Die Mahavidyas sind tantrische Göttinnen und sollen ihren Anhängern magische Kräfte verleihen können. Im Mythos zwingt Sati in ihren schrecklichen Erscheinungen Shiva, Mantras und Anweisungen zur Verehrung der Mahavidyas zu geben. Sati sagt, sie sei in diesen Formen erschienen, damit die Gläubigen nicht nur Moksha erlangen, sondern auch magische Kräfte und Begierden.

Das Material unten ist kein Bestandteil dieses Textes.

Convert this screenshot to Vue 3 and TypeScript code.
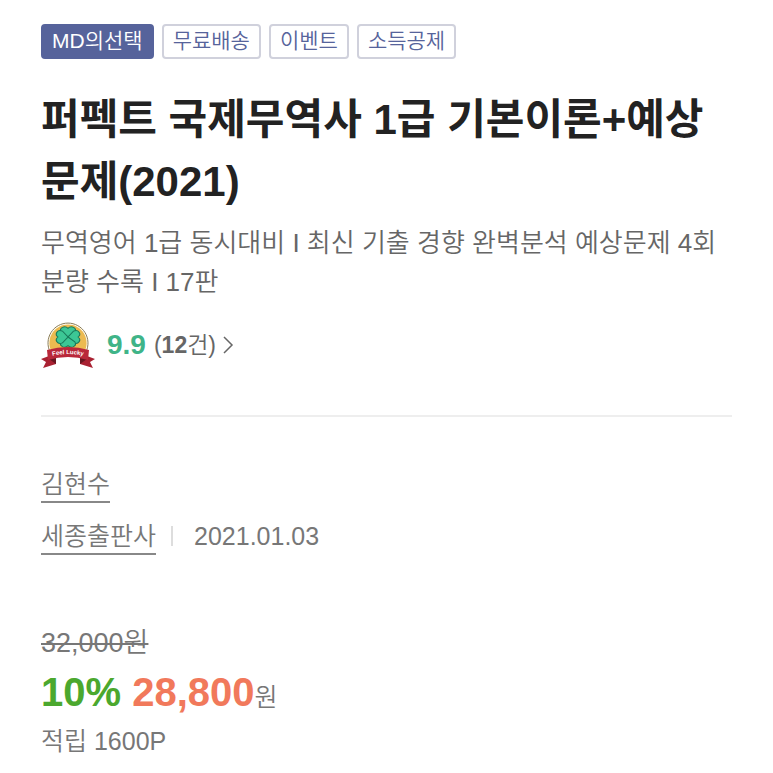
<script setup lang="ts">
interface Tag {
  label: string
  featured?: boolean
}

const tags: Tag[] = [
  { label: 'MD의선택', featured: true },
  { label: '무료배송' },
  { label: '이벤트' },
  { label: '소득공제' },
]

const leafAngles = [0, 90, 180, 270]

const book = {
  title: '퍼펙트 국제무역사 1급 기본이론+예상문제(2021)',
  subtitle: '무역영어 1급 동시대비 I 최신 기출 경향 완벽분석 예상문제 4회분량 수록 I 17판',
  score: '9.9',
  reviews: 12,
  author: '김현수',
  publisher: '세종출판사',
  published: '2021.01.03',
  listPrice: '32,000',
  discount: '10%',
  price: '28,800',
  points: '1600P',
}
</script>

<template>
  <main class="product">
    <ul class="tags">
      <li v-for="tag in tags" :key="tag.label" class="tag" :class="{ featured: tag.featured }">{{ tag.label }}</li>
    </ul>

    <h1 class="title">{{ book.title }}</h1>
    <p class="subtitle">{{ book.subtitle }}</p>

    <a class="rating" href="#reviews">
      <svg class="badge" viewBox="0 0 54 46" aria-hidden="true">
        <path d="M9.100 30A20 20 0 1 1 44.900 30Z" fill="#fffdf5" stroke="#8b7d58" stroke-width="1" />
        <path d="M10.700 30A18.600 18.600 0 1 1 43.300 30Z" fill="#ecba50" />
        <g transform="translate(27 15) scale(1.25 1.08)" fill="#3cc795" stroke="#19795a" stroke-width=".9" stroke-linejoin="round">
          <path
            v-for="angle in leafAngles"
            :key="angle"
            :transform="`rotate(${angle})`"
            d="M0 0L-5.500 -4.500C-7.500 -8.500 -2.500 -11 0 -8C2.500 -11 7.500 -8.500 5.500 -4.500Z"
          />
        </g>
        <path d="M8 34L0 37L5 40L2 46L15 42V36Z M46 34L54 37L49 40L52 46L39 42V36Z" fill="#a92132" />
        <path d="M8 37L15 42V35Z M46 37L39 42V35Z" fill="#681620" />
        <path d="M6 28Q27 22 48 28L47 38Q27 32 7 38Z" fill="#b9283a" />
        <path id="ribbon-line" d="M7 35Q27 29 47 35" fill="none" />
        <text class="badge-text" fill="#fff" text-anchor="middle">
          <textPath href="#ribbon-line" startOffset="50%">Feel Lucky</textPath>
        </text>
      </svg>
      <strong class="score">{{ book.score }}</strong>
      <span class="count">(<b>{{ book.reviews }}</b>건)</span>
      <svg class="chevron" viewBox="0 0 12 20" aria-hidden="true">
        <path d="M2 2L10 10L2 18" fill="none" stroke="#666" stroke-width="1.5" />
      </svg>
    </a>

    <section class="meta">
      <div class="meta-row">
        <a class="link" href="#author">{{ book.author }}</a>
      </div>
      <div class="meta-row">
        <a class="link" href="#publisher">{{ book.publisher }}</a>
        <span class="divider"></span>
        <time datetime="2021-01-03">{{ book.published }}</time>
      </div>
    </section>

    <section class="prices">
      <p class="list-price"><s>{{ book.listPrice }}원</s></p>
      <p class="sale"><strong class="discount">{{ book.discount }}</strong>&#32;<strong class="price">{{ book.price }}</strong><span class="won">원</span></p>
      <p class="points">적립 {{ book.points }}</p>
    </section>
  </main>
</template>

<style>
body {
  margin: 0;
  background: #fff;
}
</style>

<style scoped>
.product {
  padding: 24px 41px 14px;
  font-family: "Liberation Sans", "Noto Sans CJK KR", sans-serif;
  font-weight: 350;
  color: #666;
}

.tags {
  display: flex;
  flex-wrap: wrap;
  gap: 8px;
  margin: 0;
  padding: 0;
  list-style: none;
}

.tag {
  box-sizing: border-box;
  height: 35px;
  padding: 0 9px;
  border: 2px solid #d0d1dc;
  border-radius: 4px;
  font-size: 21px;
  line-height: 29px;
  color: #56639b;
}

.featured {
  border-color: #56639b;
  background: #56639b;
  color: #fff;
}

.title {
  margin: 30px 0 0;
  font-size: 42px;
  font-weight: 700;
  line-height: 62px;
  color: #222;
}

.subtitle {
  margin: 11px 0 0;
  font-size: 26px;
  line-height: 39px;
}

.rating {
  display: flex;
  align-items: center;
  width: max-content;
  margin-top: 20px;
  color: #666;
  text-decoration: none;
  line-height: 42px;
}

.badge {
  width: 54px;
  height: 46px;
}

.badge-text {
  font-size: 6px;
  font-weight: 700;
}

.score {
  margin: 0 8px 0 12px;
  font-size: 28px;
  font-weight: 700;
  color: #3fb488;
}

.count {
  font-size: 23px;
}

.count b {
  font-weight: 700;
}

.chevron {
  width: 12px;
  height: 20px;
  margin-left: 6px;
}

.meta {
  display: flex;
  flex-direction: column;
  gap: 17px;
  margin-top: 47px;
  padding-top: 51px;
  border-top: 2px solid #eee;
  font-size: 25px;
  line-height: 33px;
  color: #777;
}

.meta-row {
  display: flex;
  align-items: flex-start;
}

.link {
  border-bottom: 2px solid #888;
  color: #777;
  text-decoration: none;
}

.divider {
  width: 2px;
  height: 20px;
  margin: 6px 21px 0 15px;
  background: #ddd;
}

.prices {
  display: flex;
  flex-direction: column;
  gap: 4px;
  margin-top: 70px;
  color: #777;
}

.prices p {
  margin: 0;
}

.list-price {
  font-size: 27px;
  line-height: 36px;
}

.sale {
  font-size: 40px;
  line-height: 54px;
}

.discount,
.price {
  font-weight: 700;
}

.discount {
  color: #4ba82e;
}

.price {
  color: #f1795b;
}

.won {
  font-size: 25px;
  line-height: 1;
}

.points {
  font-size: 25px;
  line-height: 36px;
}
</style>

In speziellen Formen tantrischer Praktiken und Meditationen gelten die Mahavidyas als Dasha Mahavidyas, „die 10 Formen des Wissens“, und werden als innere Kräfte der Psyche und des Universums angesehen, als Form der kosmischen Shakti. Sie repräsentieren in diesem Tantra jeweils Bereiche der Selbsterfahrung und der Transzendenz. Einige Erscheinungen der Mahavidyas repräsentieren dabei die Große Mutter selbst, wie Sundari (auch Lalita Devi), die in Südindien verehrt wird, oder Tara, die in Nord- und Westindien, in Kaschmir und als Bodhisattva in Tibet verehrt wird.

Bezug zu Vishnu

Die zehn Mahavidyas können auch als Shakta-Version der Avatare Vishnus angesehen werden, denn im Guhyatiguhya-Tantra wird jede der Mahavidyas mit einem Avatar des Vishnu gleichgesetzt und die Avatare des Vishnu sollen aus den Mahavidyas entstehen. Trotzdem unterscheiden sich die Mahavidyas von den Avataras des Vishnu, da sie keine Hüter kosmischer Ordnung sind und auch keine kriegerischen Göttinnen wie Durga, die die Dämonen besiegt.

Literatur

  • David Kinsley: Hindu Goddesses. University of California Press, 1986, ISBN 0-520-05393-1.
  • Sarbeswar Satpathy: Dasa Mahavidya & Tantra sastra. 2. Auflage. Punthi Pustak, Calcutta 1992, ISBN 81-85094-58-6.
  • David Kinsley: Tantric Visions of the Divine Feminine. The Ten Mahavidyas. University of California Press, 1997, ISBN 0-520-20498-0.
  • David Frawley: Tantric Yoga and the Wisdom Goddesses. 12. Auflage. Mothilal Banarsidass Publishers, Delhi 2012, ISBN 978-81-208-1357-1, S. 59–155.
  • Som Ranchan: Das Mahavidyas. A contemporary discourse. 1. Auflage. Abhinav Publications, New Delhi 2012, ISBN 978-81-7017-526-1, S. 19–109.